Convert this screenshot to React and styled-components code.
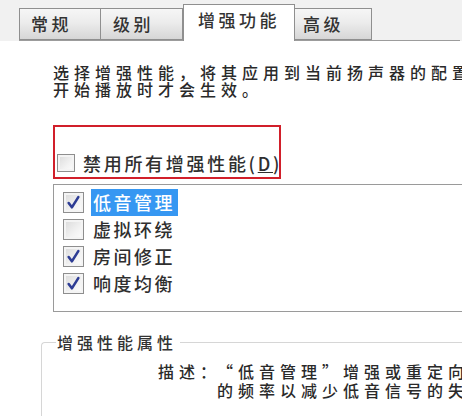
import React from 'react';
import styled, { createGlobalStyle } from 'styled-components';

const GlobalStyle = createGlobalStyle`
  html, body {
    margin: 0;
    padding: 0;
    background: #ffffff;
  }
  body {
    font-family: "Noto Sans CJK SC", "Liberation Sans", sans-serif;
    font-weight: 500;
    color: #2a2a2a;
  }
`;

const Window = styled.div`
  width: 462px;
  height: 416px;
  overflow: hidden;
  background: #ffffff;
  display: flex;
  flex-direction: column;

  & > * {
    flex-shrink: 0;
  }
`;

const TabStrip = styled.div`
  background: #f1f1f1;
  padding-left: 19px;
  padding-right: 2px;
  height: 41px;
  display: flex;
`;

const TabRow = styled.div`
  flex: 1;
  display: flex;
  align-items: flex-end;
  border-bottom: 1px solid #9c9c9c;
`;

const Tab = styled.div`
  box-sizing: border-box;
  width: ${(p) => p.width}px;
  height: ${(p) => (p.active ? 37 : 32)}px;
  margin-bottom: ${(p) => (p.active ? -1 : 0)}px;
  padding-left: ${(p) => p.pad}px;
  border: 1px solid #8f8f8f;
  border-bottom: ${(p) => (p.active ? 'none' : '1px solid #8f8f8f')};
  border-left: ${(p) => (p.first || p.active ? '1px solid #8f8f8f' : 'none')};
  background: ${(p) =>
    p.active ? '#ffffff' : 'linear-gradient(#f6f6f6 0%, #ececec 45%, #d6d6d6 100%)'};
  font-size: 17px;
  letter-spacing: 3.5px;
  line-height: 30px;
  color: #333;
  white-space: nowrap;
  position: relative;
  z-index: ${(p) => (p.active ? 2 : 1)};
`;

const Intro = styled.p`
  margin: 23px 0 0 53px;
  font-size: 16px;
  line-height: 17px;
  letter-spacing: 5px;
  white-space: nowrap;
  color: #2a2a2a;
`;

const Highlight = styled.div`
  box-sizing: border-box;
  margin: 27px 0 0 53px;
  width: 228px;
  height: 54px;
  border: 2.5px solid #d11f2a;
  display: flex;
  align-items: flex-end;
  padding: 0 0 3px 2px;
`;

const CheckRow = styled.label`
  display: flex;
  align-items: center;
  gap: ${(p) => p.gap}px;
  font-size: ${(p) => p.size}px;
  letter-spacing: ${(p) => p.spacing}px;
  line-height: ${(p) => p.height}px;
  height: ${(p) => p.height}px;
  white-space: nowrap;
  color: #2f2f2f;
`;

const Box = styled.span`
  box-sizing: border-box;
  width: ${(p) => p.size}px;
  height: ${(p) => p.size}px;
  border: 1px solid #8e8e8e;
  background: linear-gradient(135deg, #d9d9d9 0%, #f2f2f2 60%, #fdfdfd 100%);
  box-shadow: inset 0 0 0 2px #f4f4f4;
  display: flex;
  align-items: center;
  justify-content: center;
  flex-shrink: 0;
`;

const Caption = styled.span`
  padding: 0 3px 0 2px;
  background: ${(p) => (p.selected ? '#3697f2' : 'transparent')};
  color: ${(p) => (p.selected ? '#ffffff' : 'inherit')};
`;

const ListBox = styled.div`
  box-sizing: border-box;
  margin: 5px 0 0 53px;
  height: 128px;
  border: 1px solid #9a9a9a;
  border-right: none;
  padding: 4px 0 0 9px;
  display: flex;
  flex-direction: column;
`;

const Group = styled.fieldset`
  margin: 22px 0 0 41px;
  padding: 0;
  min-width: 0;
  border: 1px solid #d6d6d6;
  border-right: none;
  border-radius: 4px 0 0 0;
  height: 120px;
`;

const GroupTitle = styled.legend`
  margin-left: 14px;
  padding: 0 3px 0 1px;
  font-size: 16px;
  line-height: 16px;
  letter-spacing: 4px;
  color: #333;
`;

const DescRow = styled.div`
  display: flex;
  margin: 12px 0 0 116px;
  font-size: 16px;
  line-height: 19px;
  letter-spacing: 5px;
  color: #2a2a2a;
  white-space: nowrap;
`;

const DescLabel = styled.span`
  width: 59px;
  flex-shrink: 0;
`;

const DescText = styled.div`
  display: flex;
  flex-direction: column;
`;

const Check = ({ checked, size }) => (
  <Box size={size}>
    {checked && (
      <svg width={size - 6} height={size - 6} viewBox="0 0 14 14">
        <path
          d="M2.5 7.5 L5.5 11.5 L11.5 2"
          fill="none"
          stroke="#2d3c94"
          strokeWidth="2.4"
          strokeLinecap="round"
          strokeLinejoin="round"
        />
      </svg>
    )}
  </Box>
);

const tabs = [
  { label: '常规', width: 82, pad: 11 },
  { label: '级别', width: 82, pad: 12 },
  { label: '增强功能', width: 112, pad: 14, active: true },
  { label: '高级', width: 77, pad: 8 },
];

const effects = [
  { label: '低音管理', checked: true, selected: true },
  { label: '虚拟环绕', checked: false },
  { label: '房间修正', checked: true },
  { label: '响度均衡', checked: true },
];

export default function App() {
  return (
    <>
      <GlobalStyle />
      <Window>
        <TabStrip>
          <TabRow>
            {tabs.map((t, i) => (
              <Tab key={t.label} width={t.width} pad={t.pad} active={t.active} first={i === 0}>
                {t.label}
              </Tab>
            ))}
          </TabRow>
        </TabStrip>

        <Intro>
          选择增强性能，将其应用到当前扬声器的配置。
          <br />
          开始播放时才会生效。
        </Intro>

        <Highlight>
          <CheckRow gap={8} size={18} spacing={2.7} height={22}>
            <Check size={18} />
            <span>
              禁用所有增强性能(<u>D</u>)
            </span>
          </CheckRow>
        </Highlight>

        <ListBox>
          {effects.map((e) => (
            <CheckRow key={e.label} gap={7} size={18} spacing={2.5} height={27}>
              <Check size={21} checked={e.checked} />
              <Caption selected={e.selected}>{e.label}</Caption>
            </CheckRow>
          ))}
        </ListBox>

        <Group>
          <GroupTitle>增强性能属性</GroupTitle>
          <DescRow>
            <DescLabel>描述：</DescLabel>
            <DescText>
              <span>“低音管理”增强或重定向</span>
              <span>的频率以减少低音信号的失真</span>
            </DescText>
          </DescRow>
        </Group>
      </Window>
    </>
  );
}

---

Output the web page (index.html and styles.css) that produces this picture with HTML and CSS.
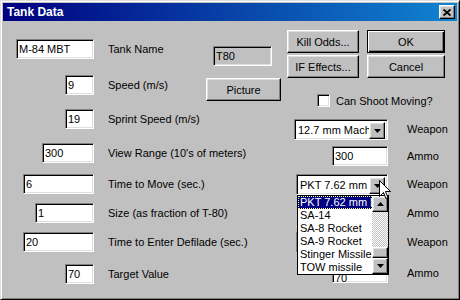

...

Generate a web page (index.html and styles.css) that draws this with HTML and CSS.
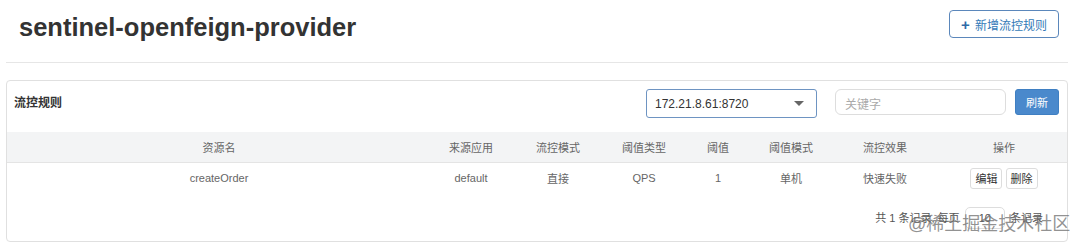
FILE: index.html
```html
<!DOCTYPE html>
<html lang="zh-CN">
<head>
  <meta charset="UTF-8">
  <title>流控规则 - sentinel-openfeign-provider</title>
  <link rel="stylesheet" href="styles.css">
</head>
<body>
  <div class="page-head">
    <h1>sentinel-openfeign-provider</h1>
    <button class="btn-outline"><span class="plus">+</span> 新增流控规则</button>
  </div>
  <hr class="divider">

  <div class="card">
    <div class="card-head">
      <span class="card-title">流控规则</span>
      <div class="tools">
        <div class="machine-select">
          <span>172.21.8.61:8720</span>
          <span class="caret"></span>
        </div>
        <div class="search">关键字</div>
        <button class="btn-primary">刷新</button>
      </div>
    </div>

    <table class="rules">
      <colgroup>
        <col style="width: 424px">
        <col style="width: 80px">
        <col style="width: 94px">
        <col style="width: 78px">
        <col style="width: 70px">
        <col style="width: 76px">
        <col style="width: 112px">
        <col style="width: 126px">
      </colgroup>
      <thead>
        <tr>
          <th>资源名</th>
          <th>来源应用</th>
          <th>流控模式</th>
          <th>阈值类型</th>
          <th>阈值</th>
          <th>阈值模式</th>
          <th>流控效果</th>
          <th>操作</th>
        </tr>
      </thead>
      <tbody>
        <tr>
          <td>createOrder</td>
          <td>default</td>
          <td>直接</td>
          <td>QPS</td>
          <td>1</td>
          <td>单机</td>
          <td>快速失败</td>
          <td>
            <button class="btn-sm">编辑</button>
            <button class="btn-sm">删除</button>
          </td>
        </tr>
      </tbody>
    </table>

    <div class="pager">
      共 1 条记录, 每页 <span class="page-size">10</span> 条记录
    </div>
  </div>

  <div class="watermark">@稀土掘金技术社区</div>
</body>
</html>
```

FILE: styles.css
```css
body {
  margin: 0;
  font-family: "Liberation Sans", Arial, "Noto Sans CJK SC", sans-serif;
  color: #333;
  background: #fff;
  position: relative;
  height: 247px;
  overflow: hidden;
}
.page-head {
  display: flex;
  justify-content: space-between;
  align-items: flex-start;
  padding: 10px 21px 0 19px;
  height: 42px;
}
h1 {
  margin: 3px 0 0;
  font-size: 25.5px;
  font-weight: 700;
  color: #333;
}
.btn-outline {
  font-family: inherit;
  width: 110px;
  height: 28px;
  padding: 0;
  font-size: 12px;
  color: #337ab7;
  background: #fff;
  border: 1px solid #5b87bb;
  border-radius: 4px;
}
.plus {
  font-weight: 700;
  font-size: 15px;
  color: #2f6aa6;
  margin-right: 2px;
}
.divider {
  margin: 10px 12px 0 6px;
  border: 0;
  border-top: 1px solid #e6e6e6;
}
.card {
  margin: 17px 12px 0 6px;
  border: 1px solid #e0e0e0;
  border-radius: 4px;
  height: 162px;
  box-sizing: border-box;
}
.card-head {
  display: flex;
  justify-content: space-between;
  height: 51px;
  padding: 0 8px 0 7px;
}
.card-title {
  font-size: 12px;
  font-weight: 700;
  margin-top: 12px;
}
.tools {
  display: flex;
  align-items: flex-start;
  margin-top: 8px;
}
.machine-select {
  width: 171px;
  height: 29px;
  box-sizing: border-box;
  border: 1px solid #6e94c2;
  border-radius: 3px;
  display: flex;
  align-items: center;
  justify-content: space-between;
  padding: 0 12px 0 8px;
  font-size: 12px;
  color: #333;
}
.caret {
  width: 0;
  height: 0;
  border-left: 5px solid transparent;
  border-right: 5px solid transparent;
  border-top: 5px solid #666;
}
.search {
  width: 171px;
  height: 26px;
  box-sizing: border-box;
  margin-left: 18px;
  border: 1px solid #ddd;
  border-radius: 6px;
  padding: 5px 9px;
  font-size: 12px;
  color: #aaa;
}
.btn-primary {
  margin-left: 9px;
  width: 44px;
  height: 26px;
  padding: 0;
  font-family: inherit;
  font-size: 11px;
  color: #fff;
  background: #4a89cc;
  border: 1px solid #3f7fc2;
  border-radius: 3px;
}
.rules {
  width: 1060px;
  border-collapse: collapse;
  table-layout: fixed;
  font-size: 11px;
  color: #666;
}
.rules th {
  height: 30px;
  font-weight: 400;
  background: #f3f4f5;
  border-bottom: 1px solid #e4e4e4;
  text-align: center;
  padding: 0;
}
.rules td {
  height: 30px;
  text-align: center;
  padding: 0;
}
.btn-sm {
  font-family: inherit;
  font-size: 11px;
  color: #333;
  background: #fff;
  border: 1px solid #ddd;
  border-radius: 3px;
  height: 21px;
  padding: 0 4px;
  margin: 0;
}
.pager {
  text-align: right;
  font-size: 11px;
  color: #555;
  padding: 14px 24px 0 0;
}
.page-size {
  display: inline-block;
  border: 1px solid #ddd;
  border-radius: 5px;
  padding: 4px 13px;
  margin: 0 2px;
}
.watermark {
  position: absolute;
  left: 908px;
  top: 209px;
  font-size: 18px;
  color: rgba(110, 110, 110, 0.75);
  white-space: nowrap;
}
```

• **Description of the task**: For the listing above, identify each line bearing "this".

• **Response below**:
Convert this screenshot to React and styled-components code.
Output the web page (index.html and styles.css) that produces this picture with HTML and CSS.
Generate a web page (index.html and styles.css) that draws this with HTML and CSS.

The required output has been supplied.